══ Data block

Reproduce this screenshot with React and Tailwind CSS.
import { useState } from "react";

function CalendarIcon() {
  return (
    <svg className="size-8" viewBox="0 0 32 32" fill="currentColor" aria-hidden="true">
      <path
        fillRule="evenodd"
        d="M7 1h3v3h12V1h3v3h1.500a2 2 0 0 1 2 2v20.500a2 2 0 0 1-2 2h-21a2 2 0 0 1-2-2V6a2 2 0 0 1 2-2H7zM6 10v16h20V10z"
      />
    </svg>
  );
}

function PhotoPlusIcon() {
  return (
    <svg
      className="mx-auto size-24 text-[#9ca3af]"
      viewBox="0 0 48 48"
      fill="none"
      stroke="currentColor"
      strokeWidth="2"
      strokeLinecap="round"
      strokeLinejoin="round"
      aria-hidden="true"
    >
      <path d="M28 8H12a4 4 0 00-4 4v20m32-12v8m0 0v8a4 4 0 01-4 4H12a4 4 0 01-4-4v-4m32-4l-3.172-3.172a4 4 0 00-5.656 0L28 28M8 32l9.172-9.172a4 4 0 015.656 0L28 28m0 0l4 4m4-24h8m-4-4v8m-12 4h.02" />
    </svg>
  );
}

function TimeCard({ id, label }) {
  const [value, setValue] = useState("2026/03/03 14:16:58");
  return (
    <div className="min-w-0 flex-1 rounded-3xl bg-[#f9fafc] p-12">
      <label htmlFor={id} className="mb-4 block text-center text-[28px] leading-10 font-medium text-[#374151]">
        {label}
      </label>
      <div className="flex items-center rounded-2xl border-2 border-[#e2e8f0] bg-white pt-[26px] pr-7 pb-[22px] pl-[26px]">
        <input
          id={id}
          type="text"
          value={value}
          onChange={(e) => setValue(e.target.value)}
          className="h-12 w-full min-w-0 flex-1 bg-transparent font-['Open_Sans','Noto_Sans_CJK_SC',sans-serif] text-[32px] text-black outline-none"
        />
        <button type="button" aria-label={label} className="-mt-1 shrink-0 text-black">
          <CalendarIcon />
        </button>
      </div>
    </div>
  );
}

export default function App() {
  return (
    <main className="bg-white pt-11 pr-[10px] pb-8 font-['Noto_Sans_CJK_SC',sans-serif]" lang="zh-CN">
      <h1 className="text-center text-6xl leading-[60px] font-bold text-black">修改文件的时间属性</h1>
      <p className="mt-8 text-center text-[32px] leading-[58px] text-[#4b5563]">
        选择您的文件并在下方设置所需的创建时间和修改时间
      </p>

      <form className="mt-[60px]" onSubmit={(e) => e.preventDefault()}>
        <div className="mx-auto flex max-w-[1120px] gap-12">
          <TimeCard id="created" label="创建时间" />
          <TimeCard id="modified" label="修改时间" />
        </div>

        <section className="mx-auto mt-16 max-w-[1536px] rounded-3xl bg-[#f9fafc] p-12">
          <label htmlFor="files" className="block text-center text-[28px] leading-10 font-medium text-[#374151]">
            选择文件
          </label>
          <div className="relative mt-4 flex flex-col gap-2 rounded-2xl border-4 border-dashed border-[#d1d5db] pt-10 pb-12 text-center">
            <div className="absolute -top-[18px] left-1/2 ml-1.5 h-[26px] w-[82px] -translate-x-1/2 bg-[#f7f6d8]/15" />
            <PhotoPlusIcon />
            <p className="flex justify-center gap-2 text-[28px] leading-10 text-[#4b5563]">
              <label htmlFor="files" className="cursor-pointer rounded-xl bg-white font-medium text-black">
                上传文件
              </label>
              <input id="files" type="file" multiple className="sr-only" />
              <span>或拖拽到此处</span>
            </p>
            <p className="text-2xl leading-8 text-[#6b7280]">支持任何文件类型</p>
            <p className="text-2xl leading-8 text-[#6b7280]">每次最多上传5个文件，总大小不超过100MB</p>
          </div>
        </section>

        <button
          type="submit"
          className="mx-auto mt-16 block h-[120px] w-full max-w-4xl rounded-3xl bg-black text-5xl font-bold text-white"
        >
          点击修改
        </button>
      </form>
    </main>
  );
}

════

_Aim:_
All of the data needs to be reproduced exactly, with no line missing.

_Response to the task:_
Reproduce this screenshot with React and Tailwind CSS.
import { useState } from "react";

function CalendarIcon() {
  return (
    <svg className="size-8" viewBox="0 0 32 32" fill="currentColor" aria-hidden="true">
      <path
        fillRule="evenodd"
        d="M7 1h3v3h12V1h3v3h1.500a2 2 0 0 1 2 2v20.500a2 2 0 0 1-2 2h-21a2 2 0 0 1-2-2V6a2 2 0 0 1 2-2H7zM6 10v16h20V10z"
      />
    </svg>
  );
}

function PhotoPlusIcon() {
  return (
    <svg
      className="mx-auto size-24 text-[#9ca3af]"
      viewBox="0 0 48 48"
      fill="none"
      stroke="currentColor"
      strokeWidth="2"
      strokeLinecap="round"
      strokeLinejoin="round"
      aria-hidden="true"
    >
      <path d="M28 8H12a4 4 0 00-4 4v20m32-12v8m0 0v8a4 4 0 01-4 4H12a4 4 0 01-4-4v-4m32-4l-3.172-3.172a4 4 0 00-5.656 0L28 28M8 32l9.172-9.172a4 4 0 015.656 0L28 28m0 0l4 4m4-24h8m-4-4v8m-12 4h.02" />
    </svg>
  );
}

function TimeCard({ id, label }) {
  const [value, setValue] = useState("2026/03/03 14:16:58");
  return (
    <div className="min-w-0 flex-1 rounded-3xl bg-[#f9fafc] p-12">
      <label htmlFor={id} className="mb-4 block text-center text-[28px] leading-10 font-medium text-[#374151]">
        {label}
      </label>
      <div className="flex items-center rounded-2xl border-2 border-[#e2e8f0] bg-white pt-[26px] pr-7 pb-[22px] pl-[26px]">
        <input
          id={id}
          type="text"
          value={value}
          onChange={(e) => setValue(e.target.value)}
          className="h-12 w-full min-w-0 flex-1 bg-transparent font-['Open_Sans','Noto_Sans_CJK_SC',sans-serif] text-[32px] text-black outline-none"
        />
        <button type="button" aria-label={label} className="-mt-1 shrink-0 text-black">
          <CalendarIcon />
        </button>
      </div>
    </div>
  );
}

export default function App() {
  return (
    <main className="bg-white pt-11 pr-[10px] pb-8 font-['Noto_Sans_CJK_SC',sans-serif]" lang="zh-CN">
      <h1 className="text-center text-6xl leading-[60px] font-bold text-black">修改文件的时间属性</h1>
      <p className="mt-8 text-center text-[32px] leading-[58px] text-[#4b5563]">
        选择您的文件并在下方设置所需的创建时间和修改时间
      </p>

      <form className="mt-[60px]" onSubmit={(e) => e.preventDefault()}>
        <div className="mx-auto flex max-w-[1120px] gap-12">
          <TimeCard id="created" label="创建时间" />
          <TimeCard id="modified" label="修改时间" />
        </div>

        <section className="mx-auto mt-16 max-w-[1536px] rounded-3xl bg-[#f9fafc] p-12">
          <label htmlFor="files" className="block text-center text-[28px] leading-10 font-medium text-[#374151]">
            选择文件
          </label>
          <div className="relative mt-4 flex flex-col gap-2 rounded-2xl border-4 border-dashed border-[#d1d5db] pt-10 pb-12 text-center">
            <div className="absolute -top-[18px] left-1/2 ml-1.5 h-[26px] w-[82px] -translate-x-1/2 bg-[#f7f6d8]/15" />
            <PhotoPlusIcon />
            <p className="flex justify-center gap-2 text-[28px] leading-10 text-[#4b5563]">
              <label htmlFor="files" className="cursor-pointer rounded-xl bg-white font-medium text-black">
                上传文件
              </label>
              <input id="files" type="file" multiple className="sr-only" />
              <span>或拖拽到此处</span>
            </p>
            <p className="text-2xl leading-8 text-[#6b7280]">支持任何文件类型</p>
            <p className="text-2xl leading-8 text-[#6b7280]">每次最多上传5个文件，总大小不超过100MB</p>
          </div>
        </section>

        <button
          type="submit"
          className="mx-auto mt-16 block h-[120px] w-full max-w-4xl rounded-3xl bg-black text-5xl font-bold text-white"
        >
          点击修改
        </button>
      </form>
    </main>
  );
}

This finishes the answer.